Na visão do governador, os ataques na capital carioca foram uma reação desproporcional da milícia e demonstram que as forças de segurança do estado estão no caminho certo.

"Essa reação demonstra um desespero e esse desespero também é porque nós estamos no caminho certo da prisão dessas lideranças", afirmou Castro durante fala à imprensa hoje (24) segundo a CNN.

O governador acredita que a polícia carioca esteve muito próxima de prender Zinho, que desde 2021 é o líder do principal grupo miliciano que atua no Rio. Os ataques de segunda-feira (23) foram praticados por um grupo de milicianos em represália à morte de Matheus da Silva Resende, de 24 anos, vice-líder da quadrilha.

 

Ø  Intervenção federal no RJ não está em pauta, afirma secretário-executivo do Ministério da Justiça

 

A Zona Oeste da cidade do Rio de Janeiro viveu verdadeiras cenas de terror na última segunda-feira (23). A morte do sobrinho de um miliciano resultou na queima de mais de 30 ônibus e 1 trem, entre outros tipos de danos.

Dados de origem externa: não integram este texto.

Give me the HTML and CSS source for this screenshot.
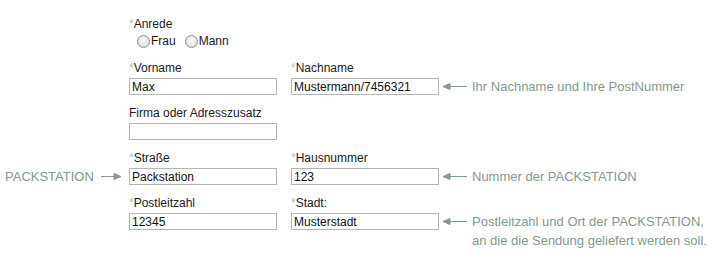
FILE: index.html
```html
<!DOCTYPE html>
<html lang="de">
<head>
  <meta charset="UTF-8">
  <title>Lieferadresse – Packstation</title>
  <link rel="stylesheet" href="styles.css">
</head>
<body>

  <form class="address">

    <!-- Anrede -->
    <div class="group salutation">
      <label class="label f1"><span class="req">*</span>Anrede</label>
      <div class="radios f1">
        <label><input type="radio" name="anrede" value="frau">Frau</label>
        <label><input type="radio" name="anrede" value="mann">Mann</label>
      </div>
    </div>

    <!-- Name -->
    <div class="group">
      <label class="label f1"><span class="req">*</span>Vorname</label>
      <label class="label f2"><span class="req">*</span>Nachname</label>
      <input class="f1" type="text" value="Max">
      <input class="f2" type="text" value="Mustermann/7456321">
      <div class="hint">
        <svg class="arrow" width="24" height="9" viewBox="0 0 24 9"><polygon points="0,4.5 7,1.5 7,7.5"/><line x1="6" y1="4.5" x2="24" y2="4.5"/></svg>
        <span>Ihr Nachname und Ihre PostNummer</span>
      </div>
    </div>

    <!-- Firma -->
    <div class="group">
      <label class="label f1">Firma oder Adresszusatz</label>
      <input class="f1" type="text" value="">
    </div>

    <!-- Straße -->
    <div class="group">
      <label class="label f1"><span class="req">*</span>Straße</label>
      <label class="label f2"><span class="req">*</span>Hausnummer</label>
      <div class="side">
        <span>PACKSTATION</span>
        <svg class="arrow" width="20" height="9" viewBox="0 0 20 9"><line x1="0" y1="4.5" x2="14" y2="4.5"/><polygon points="20,4.5 13,1.5 13,7.5"/></svg>
      </div>
      <input class="f1" type="text" value="Packstation">
      <input class="f2" type="text" value="123">
      <div class="hint">
        <svg class="arrow" width="24" height="9" viewBox="0 0 24 9"><polygon points="0,4.5 7,1.5 7,7.5"/><line x1="6" y1="4.5" x2="24" y2="4.5"/></svg>
        <span>Nummer der PACKSTATION</span>
      </div>
    </div>

    <!-- Ort -->
    <div class="group">
      <label class="label f1"><span class="req">*</span>Postleitzahl</label>
      <label class="label f2"><span class="req">*</span>Stadt:</label>
      <input class="f1" type="text" value="12345">
      <input class="f2" type="text" value="Musterstadt">
      <div class="hint multi">
        <svg class="arrow" width="24" height="9" viewBox="0 0 24 9"><polygon points="0,4.5 7,1.5 7,7.5"/><line x1="6" y1="4.5" x2="24" y2="4.5"/></svg>
        <span>Postleitzahl und Ort der PACKSTATION,<br>an die die Sendung geliefert werden soll.</span>
      </div>
    </div>

  </form>

</body>
</html>
```

FILE: styles.css
```css
html, body { min-height: 261px; }
body { margin: 0; padding: 17px 0 30px; box-sizing: border-box; background: #fff; font-family: "Liberation Sans", Arial, sans-serif; font-size: 12px; color: #1a1a1a; }

.group { display: grid; grid-template-columns: 129px 162px 152px auto; grid-template-rows: 14px 17px; row-gap: 3px; margin-bottom: 11px; }
.group.salutation { grid-template-rows: 14px 16px; row-gap: 2px; margin-bottom: 12px; }

.label { line-height: 14px; white-space: nowrap; grid-row: 1; }
.req { color: #b3bfba; }
.f1 { grid-column: 2; }
.f2 { grid-column: 3; }

input[type="text"] { grid-row: 2; box-sizing: border-box; width: 148px; height: 17px; margin: 0; padding: 0 2px; border: 1px solid #b4b4b4; font: 12px "Liberation Sans", Arial, sans-serif; color: #111; background: #fff; }

.radios { grid-row: 2; display: flex; align-items: center; padding-left: 8px; line-height: 16px; }
.radios label { display: flex; align-items: center; margin-right: 9px; }
.radios input { appearance: none; width: 13px; height: 13px; margin: 0 1px 0 0; border: 1px solid #8f8f8f; border-radius: 50%; background: radial-gradient(circle at 50% 40%, #fbfbfb 0, #e4e4e4 60%, #cfcfcf 100%); }

.side { grid-row: 2; grid-column: 1; display: flex; align-items: center; padding-left: 5px; gap: 7px; font-size: 13px; color: #82998f; }
.hint { grid-row: 2; grid-column: 4; display: flex; align-items: center; gap: 5px; font-size: 13px; color: #82998f; white-space: nowrap; }
.hint.multi { align-self: start; align-items: flex-start; line-height: 19px; margin-top: -1px; }
.hint.multi .arrow { margin-top: 5px; }

.arrow { flex: none; fill: #82998f; stroke: #82998f; stroke-width: 1; }
```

Durante um balanço realizado nesta terça-feira (24), um dia após o ocorrido, o secretário-executivo do Ministério da Justiça e Segurança Pública, Ricardo Cappelli, sinalizou que, no momento, uma intervenção federal não está na pauta da pasta. "Neste momento apostamos no SUSP [Sistema Único de Segurança Pública]. Apostamos no fortalecimento das relações interfederativas. Cada estado tem o seu papel. O policiamento ostensivo é responsabilidade do estado."

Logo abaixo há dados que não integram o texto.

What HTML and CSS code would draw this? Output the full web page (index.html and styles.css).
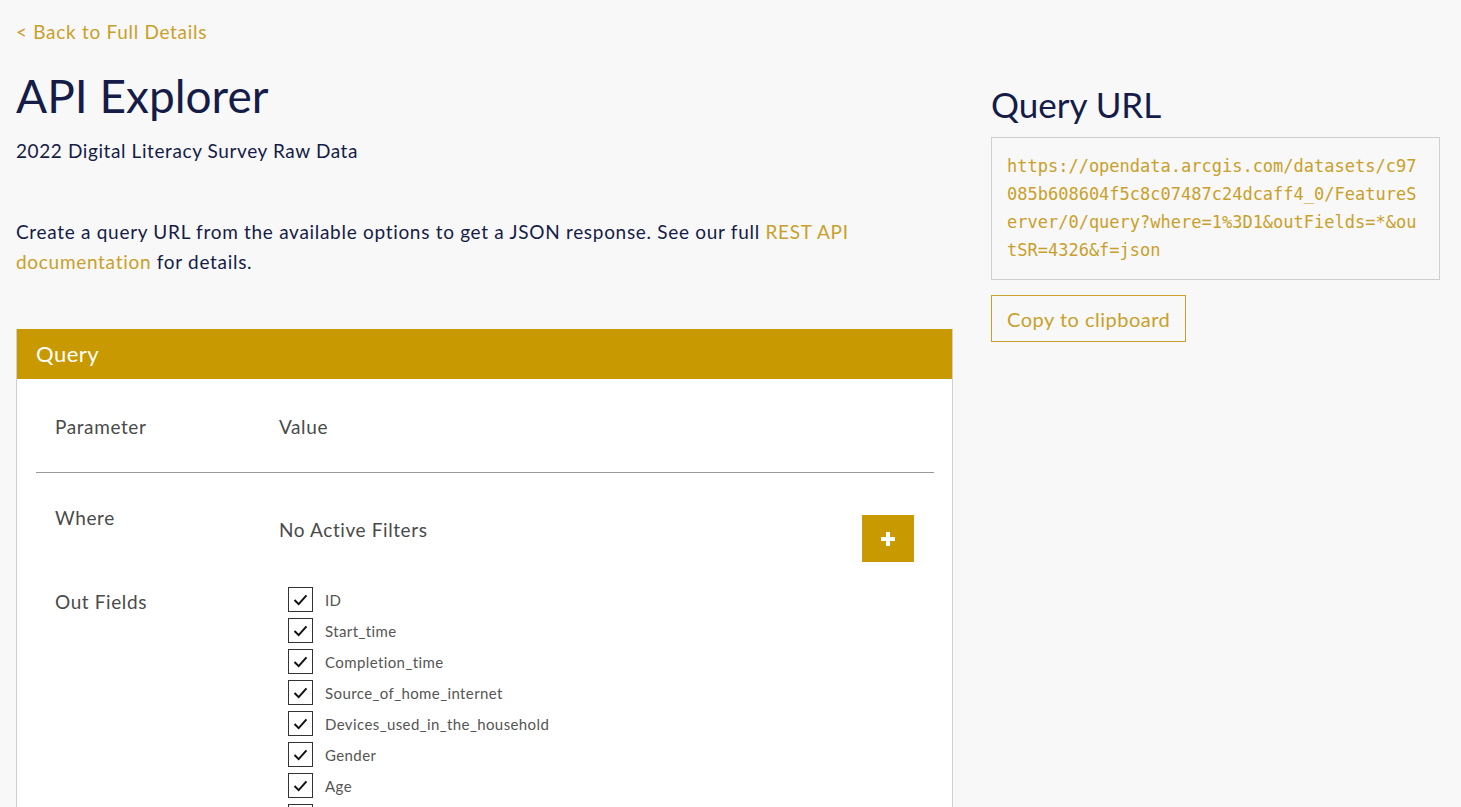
FILE: index.html
```html
<!DOCTYPE html>
<html lang="en">
<head>
<meta charset="utf-8">
<title>API Explorer</title>
<link rel="stylesheet" href="styles.css">
</head>
<body>
<div class="page">
  <main class="main">
    <a class="back" href="#">&lt; Back to Full Details</a>
    <h1 class="title">API Explorer</h1>
    <p class="subtitle">2022 Digital Literacy Survey Raw Data</p>
    <p class="intro">Create a query URL from the available options to get a JSON response. See our full <a href="#">REST API documentation</a> for details.</p>

    <section class="panel">
      <div class="panel-head">Query</div>
      <div class="panel-body">
        <div class="row row-head">
          <div class="param">Parameter</div>
          <div class="value">Value</div>
        </div>
        <div class="row row-where">
          <div class="param">Where</div>
          <div class="value value-where">
            <span class="filters">No Active Filters</span>
            <button class="add" type="button" aria-label="Add filter">
              <svg width="18" height="18" viewBox="0 0 18 18"><path d="M7 2h4v5h5v4h-5v5H7v-5H2V7h5z" fill="#fff"/></svg>
            </button>
          </div>
        </div>
        <div class="row row-fields">
          <div class="param param-fields">Out Fields</div>
          <ul class="value fields">
            <li class="field"><span class="box"><svg viewBox="0 0 25 25"><path d="M6 13l4.5 4.5L19 8" fill="none" stroke="#111" stroke-width="2.2"/></svg></span>ID</li>
            <li class="field"><span class="box"><svg viewBox="0 0 25 25"><path d="M6 13l4.5 4.5L19 8" fill="none" stroke="#111" stroke-width="2.2"/></svg></span>Start_time</li>
            <li class="field"><span class="box"><svg viewBox="0 0 25 25"><path d="M6 13l4.5 4.5L19 8" fill="none" stroke="#111" stroke-width="2.2"/></svg></span>Completion_time</li>
            <li class="field"><span class="box"><svg viewBox="0 0 25 25"><path d="M6 13l4.5 4.5L19 8" fill="none" stroke="#111" stroke-width="2.2"/></svg></span>Source_of_home_internet</li>
            <li class="field"><span class="box"><svg viewBox="0 0 25 25"><path d="M6 13l4.5 4.5L19 8" fill="none" stroke="#111" stroke-width="2.2"/></svg></span>Devices_used_in_the_household</li>
            <li class="field"><span class="box"><svg viewBox="0 0 25 25"><path d="M6 13l4.5 4.5L19 8" fill="none" stroke="#111" stroke-width="2.2"/></svg></span>Gender</li>
            <li class="field"><span class="box"><svg viewBox="0 0 25 25"><path d="M6 13l4.5 4.5L19 8" fill="none" stroke="#111" stroke-width="2.2"/></svg></span>Age</li>
            <li class="field"><span class="box"><svg viewBox="0 0 25 25"><path d="M6 13l4.5 4.5L19 8" fill="none" stroke="#111" stroke-width="2.2"/></svg></span>Education</li>
          </ul>
        </div>
      </div>
    </section>
  </main>

  <aside class="side">
    <h2 class="side-title">Query URL</h2>
    <div class="url">https://opendata.arcgis.com/datasets/c97085b608604f5c8c07487c24dcaff4_0/FeatureServer/0/query?where=1%3D1&amp;outFields=*&amp;outSR=4326&amp;f=json</div>
    <button class="copy" type="button">Copy to clipboard</button>
  </aside>
</div>
</body>
</html>
```

FILE: styles.css
```css
html, body {
  margin: 0;
  padding: 0;
}
body {
  background: #f8f8f8;
  font-family: Lato, "Open Sans", Arial, sans-serif;
  color: #151c47;
  height: 807px;
  overflow: hidden;
}
.page {
  display: grid;
  grid-template-columns: 937px 449px;
  column-gap: 38px;
  padding: 0 21px 0 16px;
}
.main {
  display: flex;
  flex-direction: column;
  align-items: flex-start;
}
a {
  color: #c9a02a;
  text-decoration: none;
}
.back {
  margin-top: 20px;
  font-size: 19px;
  line-height: 24px;
  letter-spacing: 0.7px;
}
.title {
  margin: 24px 0 0;
  font-size: 46px;
  line-height: 56px;
  font-weight: 400;
  color: #151c47;
}
.subtitle {
  margin: 14px 0 0;
  font-size: 19px;
  line-height: 26px;
  letter-spacing: 0.6px;
}
.intro {
  margin: 53px 0 0;
  font-size: 19px;
  line-height: 30px;
  letter-spacing: 0.7px;
}
.panel {
  align-self: stretch;
  margin-top: 52px;
  border: 1px solid #cfcfcf;
  border-top: none;
  background: #fff;
  min-height: 600px;
}
.panel-head {
  background: #c89900;
  color: #fff;
  font-size: 22px;
  line-height: 50px;
  padding: 0 19px;
  letter-spacing: 0.5px;
}
.panel-body {
  padding: 0 18px 0 19px;
}
.row {
  display: grid;
  grid-template-columns: 224px 1fr;
  padding: 0 20px 0 19px;
  font-size: 19px;
  line-height: 24px;
  letter-spacing: 0.6px;
  color: #4a4a4a;
}
.row-head {
  padding-top: 36px;
  padding-bottom: 33px;
  border-bottom: 1px solid #999;
}
.row-where {
  padding-top: 33px;
}
.value-where {
  display: flex;
  justify-content: space-between;
  align-items: flex-start;
}
.filters {
  margin-top: 12px;
}
.add {
  width: 52px;
  height: 47px;
  margin-top: 9px;
  border: none;
  background: #c89900;
  padding: 0;
  display: flex;
  align-items: center;
  justify-content: center;
}
.row-fields {
  padding-top: 20px;
}
.param-fields {
  margin-top: 8px;
}
.fields {
  list-style: none;
  margin: 0;
  padding: 2px 0 0 9px;
}
.field {
  display: flex;
  align-items: center;
  height: 31px;
  font-size: 15px;
  letter-spacing: 0.4px;
  color: #555;
}
.box {
  width: 23px;
  height: 23px;
  border: 1px solid #333;
  background: #fff;
  margin-right: 12px;
  flex: none;
}
.box svg {
  display: block;
  width: 23px;
  height: 23px;
}
.side {
  display: flex;
  flex-direction: column;
  align-items: flex-start;
}
.side-title {
  margin: 82px 0 0;
  font-size: 35px;
  line-height: 44px;
  font-weight: 400;
  color: #151c47;
}
.url {
  align-self: stretch;
  margin-top: 11px;
  border: 1px solid #cfcfcf;
  padding: 14px 16px 15px 15px;
  font-family: "DejaVu Sans Mono", "Liberation Mono", monospace;
  font-size: 17px;
  line-height: 28px;
  color: #c9a02a;
  word-break: break-all;
}
.copy {
  margin-top: 15px;
  height: 47px;
  padding: 0 15px;
  border: 1px solid #c9a02a;
  background: transparent;
  color: #c9a02a;
  font-family: Lato, "Open Sans", Arial, sans-serif;
  font-size: 20px;
  letter-spacing: 0.5px;
}
```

Ao analisar os ataques criminosos, Cappelli classificou de "muito grave" a situação no município.

''Situação muito grave, facções criminosas desafiando o Estado Democrático de Direito, paralisando uma parte da cidade, colocando fogo no transporte público. É uma clara ameaça à autoridade do Estado, uma situação inaceitável'', disse Cappelli.

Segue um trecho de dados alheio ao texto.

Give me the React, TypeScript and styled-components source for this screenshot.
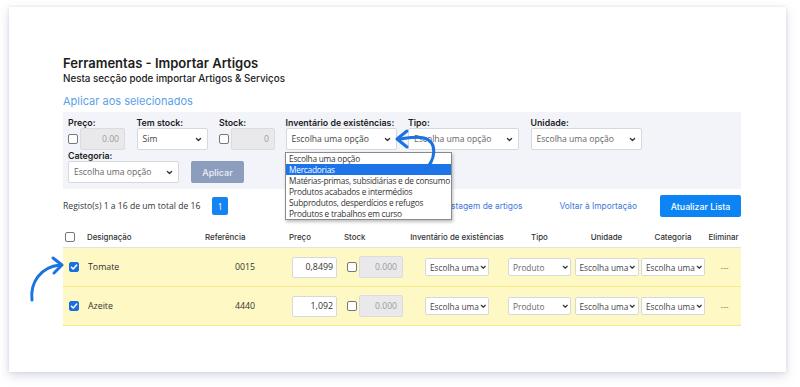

As declarações foram dadas após o secretário participar da abertura do 17º Encontro Nacional de Repressão a Drogas, Armas, Crimes contra o Patrimônio e Facções Criminosas (Siren), no hotel Vila Galé, no Centro do Rio. O encontro reúne, até sexta-feira (27), policiais federais de todo o país, representantes das Forças Armadas e do setor de segurança de embaixadas.

Segundo Cappelli, ainda é cedo para reformular o planejamento feito para a atuação de forças federais no estado.

"A gente está completando uma semana do início do nosso reforço no Rio de Janeiro, então é cedo para rever um planejamento que ainda está em curso. A gente vai fazer a primeira reunião de monitoramento. Esta semana acabam de chegar os homens da Polícia Federal, com tecnologia e equipamentos. Está cedo ainda. Não tem uma semana. Claro que o que aconteceu ontem é gravíssimo, e isso a gente leva em conta no planejamento que está construindo e que vai avaliar hoje", frisou.

Os moradores e transeuntes que precisaram passar pela Zona Oeste do Rio de Janeiro na última segunda-feira sofreram um pouco mais do que o normal. Após o assassinato de um miliciano, pessoas não identificadas atearam fogo em 35 ônibus e 1 trem da região.

Além da queima de veículos de transporte público, vias foram interditadas.

  • Terrorismo

Durante uma coletiva realizada no mesmo dia, o governador do Rio de Janeiro, Cláudio Castro (PL), afirmou que os presos pelos ataques responderão como terroristas. "Eles estão presos por ações terroristas e, por isso, estarão sendo enviados para presídios federais", afirmou.

Morte de sobrinho de miliciano

Matheus Rezende, sobrinho do miliciano Zinho, foi atingido por disparos durante confronto com a Polícia Civil na comunidade Três Pontes, na Zona Oeste.

O confronto envolveu policiais da Coordenadoria de Recursos Especiais (Core) e do Departamento-Geral de Polícia Especializada (DGPE). Agentes da Polinter também foram ao local.

Segundo a polícia, Matheus era apontado como o segundo na hierarquia da milícia da região. Faustão, como é conhecido, é o terceiro da família a morrer em confrontos com a Polícia Civil do Rio.

Em 2017, Carlos Alexandre da Silva Braga, o Carlinhos Três Pontes, morreu em operação da Delegacia de Homicídios da Capital. Em junho de 2021, foi a vez do miliciano Wellington da Silva Braga, de 34 anos, conhecido como Ecko. Ambos eram irmãos de Zinho, que assumiu o comando da organização criminosa quando o último morreu.